In our latest monthly economic wrap, we explore the Reserve Bank of Australia’s surprise move to keep the official cash rate steady at 3.85% following its Board meeting on 8 July 2025. We also examine Australia’s softening inflation trends, renewed attention on global tariffs, and the continued growth in national housing prices.
RBA Holds Rates Despite Widespread Expectations of a Cut
Leading into the July meeting, markets had all but locked in a rate cut, with pricing data suggesting a 96% probability of a reduction. Analysts at ANZ were among those adjusting their forecasts earlier than expected, pulling forward their predicted cut from August to July on the back of weakening consumer spending, declining confidence, and ongoing global economic uncertainty.
With each of the major banks forecasting a cut, the RBA’s decision to maintain the 3.85% cash rate came as a surprise.
So, what changed?
The RBA’s decision appeared rooted in inflation concerns. Specifically, the Board opted to delay any adjustment until after receiving more reliable inflation data — notably the trimmed mean inflation figure for the 12 months to 30 June, due for release on 30 July. Compared to the more volatile monthly CPI, the trimmed mean offers a clearer view of underlying inflationary trends.
May’s monthly CPI rose 2.1%, down from 2.4% in April and below the anticipated 2.3%. The RBA commented in its post-meeting statement that the inflation outlook remains broadly in line with forecasts, with the trimmed mean expected to come in around 2.6%, per Trading Economics projections.
The Board also pointed out that rates are already 50 basis points lower than earlier in the year and that recent economic data aligned with their expectations. Given this, they deemed it prudent to wait for more clarity before making further moves, particularly to ensure inflation is genuinely tracking towards the 2.5% target.
However, former RBA executive and Westpac Chief Economist Luci Ellis warned that this cautious approach might leave the central bank reacting too slowly.
RBA Governor Michelle Bullock countered that the upcoming inflation figures should provide the validation needed for continued easing, while also affirming the RBA’s readiness to respond quickly to any renewed global risks.
The next policy meeting is scheduled for 11–12 August, shortly after the key inflation data is released. At present, markets are pricing in an 85% chance of a 25 basis point cut at that meeting.
Tariff Pressures Resurface on the Global Stage
Trade tensions are again making headlines, with U.S. President Donald Trump issuing fresh letters to over a dozen world leaders announcing new tariffs. These proposed levies largely mirror the earlier “Liberation Day” tariffs, though some appear intended to spark new negotiations with the U.S.
Australia hasn’t received such a letter yet and remains subject to the existing 10% baseline tariff. However, key trading partners Japan and South Korea have both been notified. South Korea faces a continuation of the 25% tariff, while Japan’s proposed rate has increased from 24% to 25%.
Should these nations be unable to strike trade agreements with the U.S., they may redirect investment away from America. Australia could stand to benefit from this shift in global capital flows.

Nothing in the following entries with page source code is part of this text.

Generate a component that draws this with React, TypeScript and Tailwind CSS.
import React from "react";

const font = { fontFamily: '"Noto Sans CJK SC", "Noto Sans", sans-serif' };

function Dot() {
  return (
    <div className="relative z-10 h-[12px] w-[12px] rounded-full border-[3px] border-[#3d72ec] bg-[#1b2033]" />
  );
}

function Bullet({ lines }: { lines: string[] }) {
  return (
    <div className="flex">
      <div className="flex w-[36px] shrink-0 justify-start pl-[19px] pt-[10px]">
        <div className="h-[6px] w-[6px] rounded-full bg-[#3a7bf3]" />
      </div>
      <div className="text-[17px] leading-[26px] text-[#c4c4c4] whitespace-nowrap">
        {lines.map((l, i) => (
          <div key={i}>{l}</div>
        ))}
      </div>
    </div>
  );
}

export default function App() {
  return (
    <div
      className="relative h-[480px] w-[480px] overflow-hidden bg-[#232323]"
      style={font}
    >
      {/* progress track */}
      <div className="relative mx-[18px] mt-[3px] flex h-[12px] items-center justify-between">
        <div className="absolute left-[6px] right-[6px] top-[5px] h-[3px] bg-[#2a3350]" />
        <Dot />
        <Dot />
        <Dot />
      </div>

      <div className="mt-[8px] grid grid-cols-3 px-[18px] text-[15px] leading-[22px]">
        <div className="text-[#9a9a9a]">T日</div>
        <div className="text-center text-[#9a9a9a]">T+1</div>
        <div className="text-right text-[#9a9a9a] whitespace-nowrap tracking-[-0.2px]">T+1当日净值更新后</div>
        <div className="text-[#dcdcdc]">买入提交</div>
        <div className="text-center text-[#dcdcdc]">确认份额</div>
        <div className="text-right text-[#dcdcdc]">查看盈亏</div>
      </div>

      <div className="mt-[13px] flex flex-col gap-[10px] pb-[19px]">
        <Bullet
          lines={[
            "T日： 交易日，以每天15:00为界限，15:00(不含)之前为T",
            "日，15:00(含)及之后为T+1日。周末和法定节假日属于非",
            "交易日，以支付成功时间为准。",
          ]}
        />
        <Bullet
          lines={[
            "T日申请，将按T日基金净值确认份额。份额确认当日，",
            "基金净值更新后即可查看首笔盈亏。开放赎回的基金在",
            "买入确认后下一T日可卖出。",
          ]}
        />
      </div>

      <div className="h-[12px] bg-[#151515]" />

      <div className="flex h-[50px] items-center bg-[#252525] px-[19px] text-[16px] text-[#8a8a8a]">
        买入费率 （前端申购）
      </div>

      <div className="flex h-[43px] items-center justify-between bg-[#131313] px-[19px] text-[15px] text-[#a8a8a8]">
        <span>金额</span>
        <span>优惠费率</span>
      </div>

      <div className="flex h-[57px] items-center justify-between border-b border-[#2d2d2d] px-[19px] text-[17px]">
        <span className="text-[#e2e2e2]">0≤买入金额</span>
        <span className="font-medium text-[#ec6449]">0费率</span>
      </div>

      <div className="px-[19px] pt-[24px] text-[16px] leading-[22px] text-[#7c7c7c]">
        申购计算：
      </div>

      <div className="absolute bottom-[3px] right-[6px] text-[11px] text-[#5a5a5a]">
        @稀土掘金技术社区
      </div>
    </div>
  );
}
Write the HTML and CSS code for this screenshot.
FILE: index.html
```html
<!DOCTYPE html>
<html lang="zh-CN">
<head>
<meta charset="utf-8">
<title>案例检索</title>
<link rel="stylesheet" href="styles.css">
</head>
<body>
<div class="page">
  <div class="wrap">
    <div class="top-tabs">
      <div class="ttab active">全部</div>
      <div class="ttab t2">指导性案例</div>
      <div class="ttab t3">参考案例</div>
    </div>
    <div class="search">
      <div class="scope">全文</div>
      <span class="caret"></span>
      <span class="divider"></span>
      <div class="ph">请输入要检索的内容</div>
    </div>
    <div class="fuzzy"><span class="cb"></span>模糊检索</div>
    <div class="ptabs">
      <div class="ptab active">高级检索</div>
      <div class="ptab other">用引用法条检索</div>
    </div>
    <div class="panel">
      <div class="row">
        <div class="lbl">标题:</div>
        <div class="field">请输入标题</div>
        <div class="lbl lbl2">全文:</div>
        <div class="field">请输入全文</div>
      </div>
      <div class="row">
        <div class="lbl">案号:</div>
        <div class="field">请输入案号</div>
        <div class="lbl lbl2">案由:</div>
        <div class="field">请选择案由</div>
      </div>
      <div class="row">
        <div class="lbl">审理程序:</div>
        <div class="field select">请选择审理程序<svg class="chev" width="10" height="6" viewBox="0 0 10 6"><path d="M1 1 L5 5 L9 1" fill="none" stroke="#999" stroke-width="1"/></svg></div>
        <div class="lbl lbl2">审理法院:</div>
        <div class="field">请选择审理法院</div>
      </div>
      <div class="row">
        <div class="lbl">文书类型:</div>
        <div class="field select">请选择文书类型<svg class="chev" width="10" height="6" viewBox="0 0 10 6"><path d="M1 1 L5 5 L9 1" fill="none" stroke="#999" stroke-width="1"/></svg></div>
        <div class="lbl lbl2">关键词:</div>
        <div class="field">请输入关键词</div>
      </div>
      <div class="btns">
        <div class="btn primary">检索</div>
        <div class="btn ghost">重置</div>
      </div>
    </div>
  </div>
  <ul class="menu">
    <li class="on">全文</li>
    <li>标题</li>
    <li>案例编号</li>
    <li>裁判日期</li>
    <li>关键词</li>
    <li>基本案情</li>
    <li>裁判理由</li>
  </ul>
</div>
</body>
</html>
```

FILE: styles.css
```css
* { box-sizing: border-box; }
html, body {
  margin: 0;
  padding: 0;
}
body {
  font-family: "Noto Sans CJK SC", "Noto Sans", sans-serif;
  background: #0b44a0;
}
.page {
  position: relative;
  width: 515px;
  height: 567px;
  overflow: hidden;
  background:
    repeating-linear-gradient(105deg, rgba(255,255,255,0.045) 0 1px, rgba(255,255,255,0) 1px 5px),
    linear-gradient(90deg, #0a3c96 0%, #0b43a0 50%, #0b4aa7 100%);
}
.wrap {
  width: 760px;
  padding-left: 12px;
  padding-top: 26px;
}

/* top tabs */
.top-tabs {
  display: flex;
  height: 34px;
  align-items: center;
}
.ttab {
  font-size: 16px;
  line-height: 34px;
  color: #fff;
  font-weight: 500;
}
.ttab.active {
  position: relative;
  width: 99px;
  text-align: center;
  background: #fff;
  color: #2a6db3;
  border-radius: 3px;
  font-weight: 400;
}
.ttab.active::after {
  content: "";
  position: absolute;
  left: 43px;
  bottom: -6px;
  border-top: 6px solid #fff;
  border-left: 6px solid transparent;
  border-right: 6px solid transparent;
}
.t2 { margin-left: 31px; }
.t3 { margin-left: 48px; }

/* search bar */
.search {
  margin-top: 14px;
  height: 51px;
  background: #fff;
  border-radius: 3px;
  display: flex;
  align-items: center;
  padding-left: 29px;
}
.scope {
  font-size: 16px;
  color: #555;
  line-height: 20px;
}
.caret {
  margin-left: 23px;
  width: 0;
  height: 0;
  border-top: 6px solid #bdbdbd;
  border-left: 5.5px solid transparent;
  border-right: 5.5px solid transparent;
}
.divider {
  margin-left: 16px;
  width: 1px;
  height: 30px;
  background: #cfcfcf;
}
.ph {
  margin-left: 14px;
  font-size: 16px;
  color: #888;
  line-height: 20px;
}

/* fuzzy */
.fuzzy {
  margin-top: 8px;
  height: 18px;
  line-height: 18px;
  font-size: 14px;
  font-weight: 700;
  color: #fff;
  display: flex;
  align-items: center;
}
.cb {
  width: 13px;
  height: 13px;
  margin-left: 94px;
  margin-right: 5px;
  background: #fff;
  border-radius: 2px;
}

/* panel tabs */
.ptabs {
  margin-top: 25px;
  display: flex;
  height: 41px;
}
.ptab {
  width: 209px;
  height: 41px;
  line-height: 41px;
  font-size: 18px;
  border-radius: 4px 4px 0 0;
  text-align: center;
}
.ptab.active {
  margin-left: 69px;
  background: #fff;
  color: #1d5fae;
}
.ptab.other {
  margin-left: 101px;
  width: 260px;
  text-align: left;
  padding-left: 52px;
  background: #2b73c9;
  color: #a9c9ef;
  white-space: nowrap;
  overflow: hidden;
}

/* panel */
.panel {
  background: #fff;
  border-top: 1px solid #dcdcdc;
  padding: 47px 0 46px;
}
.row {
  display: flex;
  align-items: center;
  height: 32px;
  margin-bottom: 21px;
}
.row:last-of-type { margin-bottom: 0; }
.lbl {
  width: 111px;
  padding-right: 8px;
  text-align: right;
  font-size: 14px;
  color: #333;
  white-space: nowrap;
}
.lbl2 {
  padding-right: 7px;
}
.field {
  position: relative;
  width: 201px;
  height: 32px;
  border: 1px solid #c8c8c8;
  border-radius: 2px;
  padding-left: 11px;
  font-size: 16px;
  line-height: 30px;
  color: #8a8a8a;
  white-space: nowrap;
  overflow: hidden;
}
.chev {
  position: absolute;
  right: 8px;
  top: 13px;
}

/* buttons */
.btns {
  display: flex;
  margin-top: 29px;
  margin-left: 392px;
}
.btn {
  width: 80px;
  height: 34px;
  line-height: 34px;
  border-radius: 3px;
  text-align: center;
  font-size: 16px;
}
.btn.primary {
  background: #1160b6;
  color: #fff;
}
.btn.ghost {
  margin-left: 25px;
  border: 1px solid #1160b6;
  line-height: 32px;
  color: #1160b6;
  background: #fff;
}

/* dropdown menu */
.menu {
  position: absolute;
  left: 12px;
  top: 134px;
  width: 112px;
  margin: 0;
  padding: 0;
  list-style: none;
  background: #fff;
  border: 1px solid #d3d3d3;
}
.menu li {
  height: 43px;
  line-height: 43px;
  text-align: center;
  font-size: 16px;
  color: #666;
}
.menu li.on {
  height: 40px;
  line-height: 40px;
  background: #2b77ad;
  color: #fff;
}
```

According to the Productivity Commission’s Trade and Assistance Review 2023–24, the direct long-term impact of these tariffs on Australia is expected to be small but positive. The report suggests that lower-cost imports and redirected capital from higher-tariff regions could boost Australian output — estimating a potential 0.37% increase in GDP.
Housing Market and Construction Activity Gaining Momentum
Home values across Australia continued their upward trend in June, with the Cotality Home Value Index posting a 0.6% monthly rise — the strongest since June 2024. This growth is largely attributed to growing confidence in the prospect of falling interest rates.
Perth led the way with a 0.8% increase, followed by Brisbane (0.7%), Sydney (0.6%), and both Adelaide and Melbourne (0.5%).
Building approvals also trended higher. Private house approvals rose 0.5% in June — following a 5.9% surge in April, the largest monthly gain since early 2021. Overall dwelling approvals were up 3.2% in May, rebounding from April’s 4.1% decline and marking the first positive reading since January.
Signs of resilience are beginning to show across various sectors of the Australian economy, both domestically and through global shifts. At Broker.com.au, we’re continuing to invest in advanced technology and expand our client service capacity — all to ensure we deliver the best possible outcomes for our borrowers.